- Exercise task -
Extract every line of the material that holds the string "this".

- Extracted material -
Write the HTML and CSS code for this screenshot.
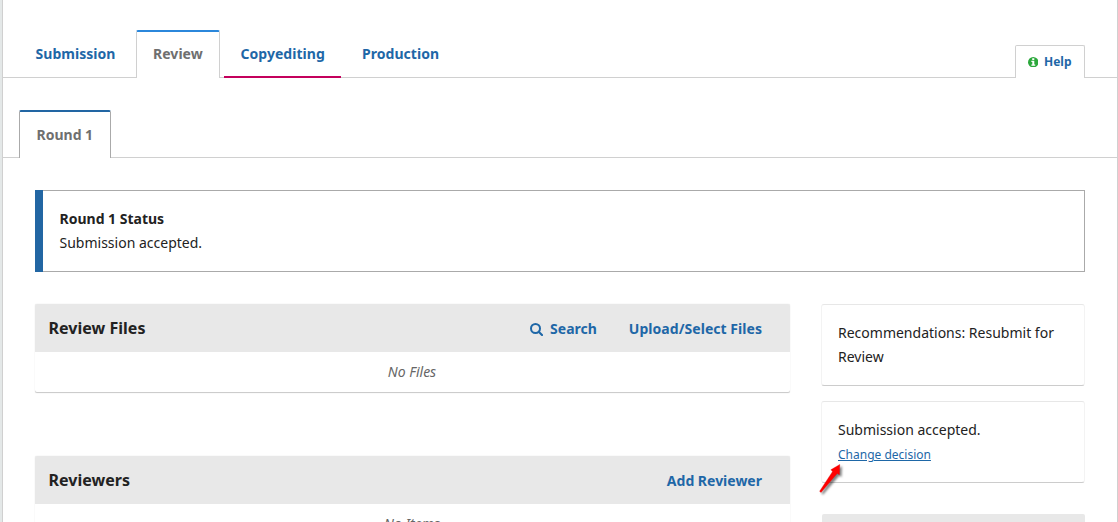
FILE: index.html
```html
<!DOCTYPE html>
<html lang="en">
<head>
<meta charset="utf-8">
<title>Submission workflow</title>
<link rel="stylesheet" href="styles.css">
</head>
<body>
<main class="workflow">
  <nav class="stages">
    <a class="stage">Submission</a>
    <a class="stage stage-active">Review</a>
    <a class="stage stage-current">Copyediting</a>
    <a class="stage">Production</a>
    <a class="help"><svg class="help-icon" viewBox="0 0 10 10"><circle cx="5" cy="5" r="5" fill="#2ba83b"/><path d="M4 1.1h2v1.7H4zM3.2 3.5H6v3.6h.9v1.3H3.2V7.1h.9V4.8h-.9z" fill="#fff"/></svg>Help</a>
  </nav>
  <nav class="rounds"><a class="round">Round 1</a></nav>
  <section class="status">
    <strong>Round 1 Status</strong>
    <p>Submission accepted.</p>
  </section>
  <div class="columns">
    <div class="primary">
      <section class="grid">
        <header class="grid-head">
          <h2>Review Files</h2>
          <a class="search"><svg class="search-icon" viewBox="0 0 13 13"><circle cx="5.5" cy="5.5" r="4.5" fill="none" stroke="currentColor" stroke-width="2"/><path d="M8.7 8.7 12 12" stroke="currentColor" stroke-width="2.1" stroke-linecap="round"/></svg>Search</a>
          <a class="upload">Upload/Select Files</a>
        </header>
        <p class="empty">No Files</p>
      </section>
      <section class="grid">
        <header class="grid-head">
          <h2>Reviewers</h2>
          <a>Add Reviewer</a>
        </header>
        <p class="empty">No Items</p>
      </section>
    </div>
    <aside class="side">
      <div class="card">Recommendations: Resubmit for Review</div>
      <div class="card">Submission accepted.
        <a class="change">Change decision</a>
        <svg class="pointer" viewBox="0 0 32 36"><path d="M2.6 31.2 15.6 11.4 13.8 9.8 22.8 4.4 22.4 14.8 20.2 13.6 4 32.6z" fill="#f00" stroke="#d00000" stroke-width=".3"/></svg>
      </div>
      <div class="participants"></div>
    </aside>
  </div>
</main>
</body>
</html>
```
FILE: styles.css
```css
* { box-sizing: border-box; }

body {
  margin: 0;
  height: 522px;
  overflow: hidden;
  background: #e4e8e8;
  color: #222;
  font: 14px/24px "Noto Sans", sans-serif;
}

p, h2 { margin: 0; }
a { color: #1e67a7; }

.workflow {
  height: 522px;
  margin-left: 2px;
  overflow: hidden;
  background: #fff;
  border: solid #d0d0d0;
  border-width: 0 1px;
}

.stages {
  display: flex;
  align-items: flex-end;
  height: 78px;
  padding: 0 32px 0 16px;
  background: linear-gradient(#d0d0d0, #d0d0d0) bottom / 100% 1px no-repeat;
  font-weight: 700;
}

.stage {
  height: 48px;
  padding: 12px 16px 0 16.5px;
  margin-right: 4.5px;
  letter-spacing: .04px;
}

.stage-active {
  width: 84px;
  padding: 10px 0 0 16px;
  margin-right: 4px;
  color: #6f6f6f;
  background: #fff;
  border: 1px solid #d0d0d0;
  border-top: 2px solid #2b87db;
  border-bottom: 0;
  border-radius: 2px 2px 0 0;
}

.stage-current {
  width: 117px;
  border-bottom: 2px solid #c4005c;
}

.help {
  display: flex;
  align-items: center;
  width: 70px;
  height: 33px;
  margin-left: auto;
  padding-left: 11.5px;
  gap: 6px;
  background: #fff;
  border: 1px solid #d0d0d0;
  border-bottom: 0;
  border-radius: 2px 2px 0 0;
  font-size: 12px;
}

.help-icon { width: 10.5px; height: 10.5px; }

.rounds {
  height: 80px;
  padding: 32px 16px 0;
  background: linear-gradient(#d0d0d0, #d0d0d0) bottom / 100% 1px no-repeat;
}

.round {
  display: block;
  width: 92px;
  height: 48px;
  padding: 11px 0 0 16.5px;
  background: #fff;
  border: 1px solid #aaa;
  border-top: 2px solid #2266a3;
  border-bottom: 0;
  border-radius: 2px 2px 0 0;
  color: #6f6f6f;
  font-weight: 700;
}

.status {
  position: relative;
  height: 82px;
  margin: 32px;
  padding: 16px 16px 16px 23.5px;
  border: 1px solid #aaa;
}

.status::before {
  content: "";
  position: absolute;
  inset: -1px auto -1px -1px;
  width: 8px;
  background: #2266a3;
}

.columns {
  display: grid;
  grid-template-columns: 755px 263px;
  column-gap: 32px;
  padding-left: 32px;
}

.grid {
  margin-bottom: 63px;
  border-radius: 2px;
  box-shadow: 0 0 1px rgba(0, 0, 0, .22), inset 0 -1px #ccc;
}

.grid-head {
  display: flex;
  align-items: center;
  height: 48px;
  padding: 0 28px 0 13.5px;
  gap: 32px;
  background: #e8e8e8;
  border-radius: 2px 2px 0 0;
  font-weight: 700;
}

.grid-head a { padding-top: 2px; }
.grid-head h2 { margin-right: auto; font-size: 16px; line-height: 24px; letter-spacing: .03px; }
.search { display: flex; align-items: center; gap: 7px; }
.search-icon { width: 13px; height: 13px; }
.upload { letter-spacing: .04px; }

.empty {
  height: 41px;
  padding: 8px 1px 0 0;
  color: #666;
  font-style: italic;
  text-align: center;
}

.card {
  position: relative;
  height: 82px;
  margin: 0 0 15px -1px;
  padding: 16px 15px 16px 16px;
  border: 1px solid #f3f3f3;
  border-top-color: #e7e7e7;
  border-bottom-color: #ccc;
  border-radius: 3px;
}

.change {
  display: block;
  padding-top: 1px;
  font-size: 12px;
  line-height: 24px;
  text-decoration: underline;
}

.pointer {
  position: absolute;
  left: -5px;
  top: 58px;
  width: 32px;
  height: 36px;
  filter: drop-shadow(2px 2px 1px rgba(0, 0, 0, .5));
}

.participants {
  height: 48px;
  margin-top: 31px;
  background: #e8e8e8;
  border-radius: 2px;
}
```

--

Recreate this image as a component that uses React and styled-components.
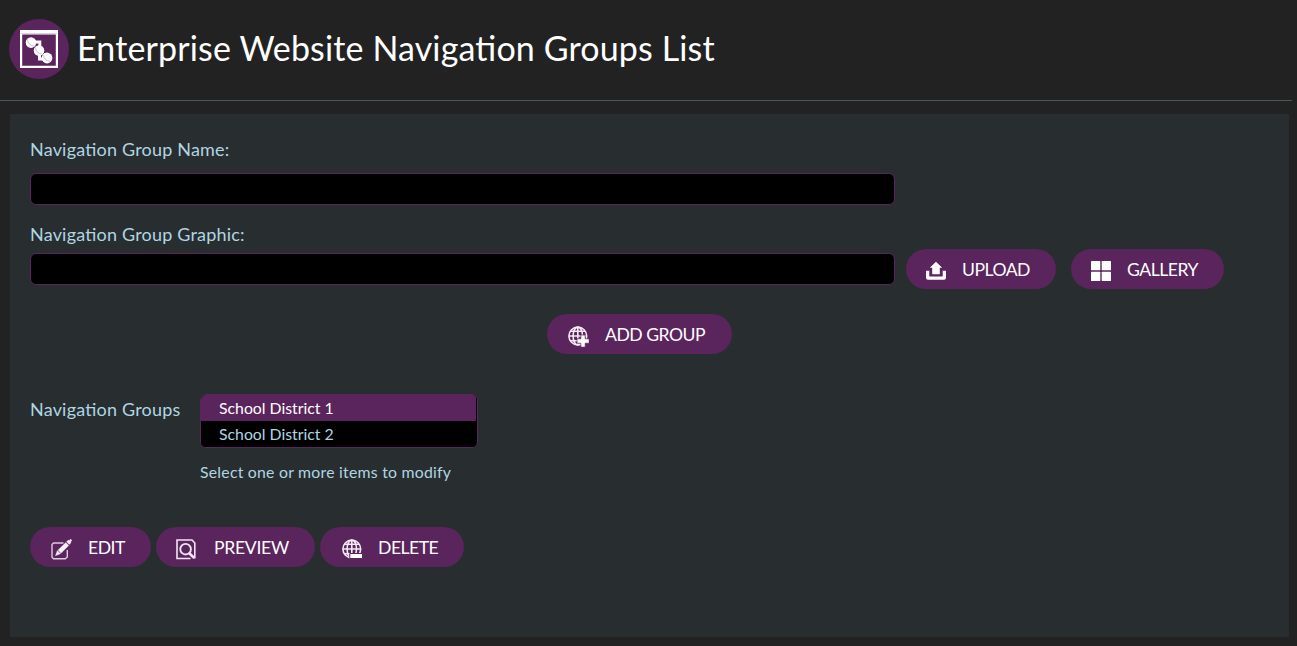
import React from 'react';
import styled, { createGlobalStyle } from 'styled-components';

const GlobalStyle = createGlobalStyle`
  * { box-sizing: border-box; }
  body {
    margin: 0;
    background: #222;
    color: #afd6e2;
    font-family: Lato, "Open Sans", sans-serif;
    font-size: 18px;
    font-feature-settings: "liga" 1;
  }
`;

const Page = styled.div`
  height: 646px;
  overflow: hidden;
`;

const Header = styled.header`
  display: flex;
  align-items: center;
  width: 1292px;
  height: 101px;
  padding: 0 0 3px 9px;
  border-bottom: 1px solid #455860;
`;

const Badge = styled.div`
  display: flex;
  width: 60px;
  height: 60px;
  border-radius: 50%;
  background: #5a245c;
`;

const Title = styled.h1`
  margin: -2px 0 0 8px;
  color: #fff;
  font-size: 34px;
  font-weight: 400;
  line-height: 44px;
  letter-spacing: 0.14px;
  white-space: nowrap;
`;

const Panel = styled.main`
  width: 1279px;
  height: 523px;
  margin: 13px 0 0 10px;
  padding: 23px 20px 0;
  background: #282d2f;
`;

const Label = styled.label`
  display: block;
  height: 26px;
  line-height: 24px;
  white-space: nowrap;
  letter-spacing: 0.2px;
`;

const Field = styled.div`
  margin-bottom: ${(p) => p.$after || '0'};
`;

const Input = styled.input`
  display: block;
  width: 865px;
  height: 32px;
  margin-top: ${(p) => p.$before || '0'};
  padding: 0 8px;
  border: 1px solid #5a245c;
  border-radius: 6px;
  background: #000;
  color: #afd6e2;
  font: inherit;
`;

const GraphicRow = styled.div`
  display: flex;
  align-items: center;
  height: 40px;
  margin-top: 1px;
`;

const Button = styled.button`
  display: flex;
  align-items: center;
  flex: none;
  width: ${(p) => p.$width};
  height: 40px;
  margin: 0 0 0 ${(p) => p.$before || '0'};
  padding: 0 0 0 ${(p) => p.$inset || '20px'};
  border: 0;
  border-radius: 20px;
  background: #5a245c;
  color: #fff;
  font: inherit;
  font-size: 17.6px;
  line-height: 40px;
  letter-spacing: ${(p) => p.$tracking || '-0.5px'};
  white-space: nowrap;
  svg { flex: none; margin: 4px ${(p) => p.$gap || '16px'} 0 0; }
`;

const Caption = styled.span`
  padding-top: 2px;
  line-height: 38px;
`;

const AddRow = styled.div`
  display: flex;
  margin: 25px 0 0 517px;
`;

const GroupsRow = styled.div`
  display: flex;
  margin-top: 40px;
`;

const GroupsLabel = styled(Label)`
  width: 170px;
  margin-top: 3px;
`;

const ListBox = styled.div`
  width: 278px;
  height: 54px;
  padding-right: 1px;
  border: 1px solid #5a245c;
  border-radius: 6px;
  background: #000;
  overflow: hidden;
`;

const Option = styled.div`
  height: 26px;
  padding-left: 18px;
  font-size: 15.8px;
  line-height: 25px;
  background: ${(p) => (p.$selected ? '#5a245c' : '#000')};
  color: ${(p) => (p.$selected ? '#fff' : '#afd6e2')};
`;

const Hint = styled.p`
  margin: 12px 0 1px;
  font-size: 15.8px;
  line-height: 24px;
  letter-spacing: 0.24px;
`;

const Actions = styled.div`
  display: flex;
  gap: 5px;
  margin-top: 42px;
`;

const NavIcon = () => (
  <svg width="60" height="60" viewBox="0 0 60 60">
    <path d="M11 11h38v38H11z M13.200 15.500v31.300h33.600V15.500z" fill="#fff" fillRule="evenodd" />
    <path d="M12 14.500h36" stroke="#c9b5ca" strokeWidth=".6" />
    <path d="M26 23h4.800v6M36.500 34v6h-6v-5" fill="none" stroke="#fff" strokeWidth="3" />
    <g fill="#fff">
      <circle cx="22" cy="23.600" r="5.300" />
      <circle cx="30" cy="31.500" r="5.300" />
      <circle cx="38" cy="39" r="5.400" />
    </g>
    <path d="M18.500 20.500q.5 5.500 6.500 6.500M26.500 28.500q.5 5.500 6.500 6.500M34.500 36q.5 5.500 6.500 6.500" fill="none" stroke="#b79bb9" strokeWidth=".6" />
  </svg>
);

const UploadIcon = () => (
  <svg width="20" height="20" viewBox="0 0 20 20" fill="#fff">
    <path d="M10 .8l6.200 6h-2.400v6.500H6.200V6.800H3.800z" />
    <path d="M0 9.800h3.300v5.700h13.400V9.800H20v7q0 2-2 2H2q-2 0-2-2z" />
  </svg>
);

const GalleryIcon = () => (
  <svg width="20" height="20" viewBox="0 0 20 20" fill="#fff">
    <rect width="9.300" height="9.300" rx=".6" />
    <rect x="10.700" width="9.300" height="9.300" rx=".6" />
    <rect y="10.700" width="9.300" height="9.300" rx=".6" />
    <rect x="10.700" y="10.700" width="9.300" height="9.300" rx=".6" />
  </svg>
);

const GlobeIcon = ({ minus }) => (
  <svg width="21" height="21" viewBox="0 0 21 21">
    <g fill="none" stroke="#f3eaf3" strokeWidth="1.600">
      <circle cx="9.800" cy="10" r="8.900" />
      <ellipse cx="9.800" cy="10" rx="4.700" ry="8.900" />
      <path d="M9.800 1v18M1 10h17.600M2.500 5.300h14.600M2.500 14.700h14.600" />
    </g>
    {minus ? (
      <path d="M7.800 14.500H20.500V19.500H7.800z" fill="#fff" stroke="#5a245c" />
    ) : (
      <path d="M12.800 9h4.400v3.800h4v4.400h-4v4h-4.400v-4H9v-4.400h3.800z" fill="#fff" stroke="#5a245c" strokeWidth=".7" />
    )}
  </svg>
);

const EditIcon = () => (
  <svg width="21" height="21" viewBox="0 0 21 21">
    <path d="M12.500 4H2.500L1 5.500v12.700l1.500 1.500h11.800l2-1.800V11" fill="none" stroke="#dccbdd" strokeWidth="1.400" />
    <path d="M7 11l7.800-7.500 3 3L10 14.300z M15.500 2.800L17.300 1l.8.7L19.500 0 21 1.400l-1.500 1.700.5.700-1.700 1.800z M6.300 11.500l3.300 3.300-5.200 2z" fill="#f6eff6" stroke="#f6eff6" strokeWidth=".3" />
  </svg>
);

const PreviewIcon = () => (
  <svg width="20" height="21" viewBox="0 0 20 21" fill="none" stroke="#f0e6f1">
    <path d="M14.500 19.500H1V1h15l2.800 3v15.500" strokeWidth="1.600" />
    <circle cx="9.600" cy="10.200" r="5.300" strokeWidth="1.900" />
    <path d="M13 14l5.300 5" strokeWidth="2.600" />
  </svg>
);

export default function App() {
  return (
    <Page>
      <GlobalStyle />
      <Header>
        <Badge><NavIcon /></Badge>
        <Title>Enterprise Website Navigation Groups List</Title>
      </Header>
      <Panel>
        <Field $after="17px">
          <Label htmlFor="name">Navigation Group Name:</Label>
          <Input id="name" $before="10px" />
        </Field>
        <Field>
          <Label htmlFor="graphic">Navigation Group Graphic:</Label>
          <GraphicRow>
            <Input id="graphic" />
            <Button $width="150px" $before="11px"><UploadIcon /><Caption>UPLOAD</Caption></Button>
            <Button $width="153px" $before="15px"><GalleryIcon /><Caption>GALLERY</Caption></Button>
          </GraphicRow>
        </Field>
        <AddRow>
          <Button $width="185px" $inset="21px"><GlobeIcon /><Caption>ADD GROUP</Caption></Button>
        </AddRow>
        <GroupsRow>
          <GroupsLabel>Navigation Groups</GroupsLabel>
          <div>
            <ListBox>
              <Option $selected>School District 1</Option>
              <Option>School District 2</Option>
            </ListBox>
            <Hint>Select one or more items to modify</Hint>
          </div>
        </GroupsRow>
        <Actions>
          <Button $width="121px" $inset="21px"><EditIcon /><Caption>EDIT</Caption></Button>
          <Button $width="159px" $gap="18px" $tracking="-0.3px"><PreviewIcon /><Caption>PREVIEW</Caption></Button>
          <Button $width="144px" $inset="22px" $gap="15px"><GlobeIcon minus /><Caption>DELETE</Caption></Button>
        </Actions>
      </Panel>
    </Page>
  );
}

- Worked answer -
Write the HTML and CSS code for this screenshot.
Recreate this image as a component that uses React and styled-components.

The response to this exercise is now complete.